The priest was so shaken by what he found that he ordered Disney close the ride immediately. There was something that no person should be exposed to on that ride, was his answer. Something not of this world.

Disney obviously refused to close the ride, so the priest thought of a plan. Drawing a cross in holy water on a mushroom in the attraction, a light was ordered to be left on the mushroom at all times to keep the spirit at bay.

This brings us to 2004, when I started working on Splash Mountain. The first night I was doing my walk through, my supervisor Tom told me the whole story of Remus and the light on the mushroom. I thought he was kidding. After all, workplace ghost stories aren't exactly rare. I figured this was just Tom pulling the new guy's leg. We were about to leave the Laughing Place section, when Tom called into the dark tunnel, "I left a light on for you Remus" He then turned to me and said, "Always leave the light on for Remus".

I made pretty good on that promise, until about 2 years later, when for whatever reason, I forgot to leave Remus' light on.

The next day, a child climbing out of his log slipped and got his foot caught between the log and shore, causing his foot to be ripped off when the log suddenly moved.

Every night after that, I made sure to leave the light on for Remus. Over the next few years, every now and again some intern or College Program student would forget, and an incident would always occur the following day:

Charles Davis fractured both his arms leaping out of a boat during an evacuation

Dennis Johnson became hysterical and tried to climb off the ride, only to fall and be struck by an oncoming boat.
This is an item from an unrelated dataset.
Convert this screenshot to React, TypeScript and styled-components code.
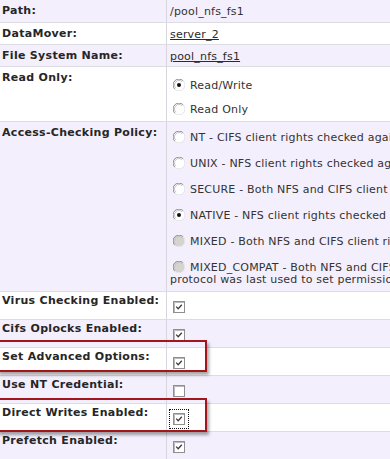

Zoey Fannie managed to get off the ride vehicle and climb a fake tree, eventually falling and breaking her back.

By the time I left in 2011, I had either seen or heard of twenty seven incidents occurring on or around Splash Mountain. I can only imagine how many have occurred since then.

Of course as you know, Disneyland and Splash Mountain were closed for most of 2020 and early 2021 due to the pandemic. A group of higher ups who were aware of the curse did some research into paranormal activities. They found out about the connection between Remus and Song Of the South, and deduced that was what was dragging the ordeal out.

Nobody knows when Disney will actually go through with removing the Song Of the South theme. It could be months, years, even decades. Until they do, I only hope that whatever Cast Member closes the ride leaves a light on for Remus.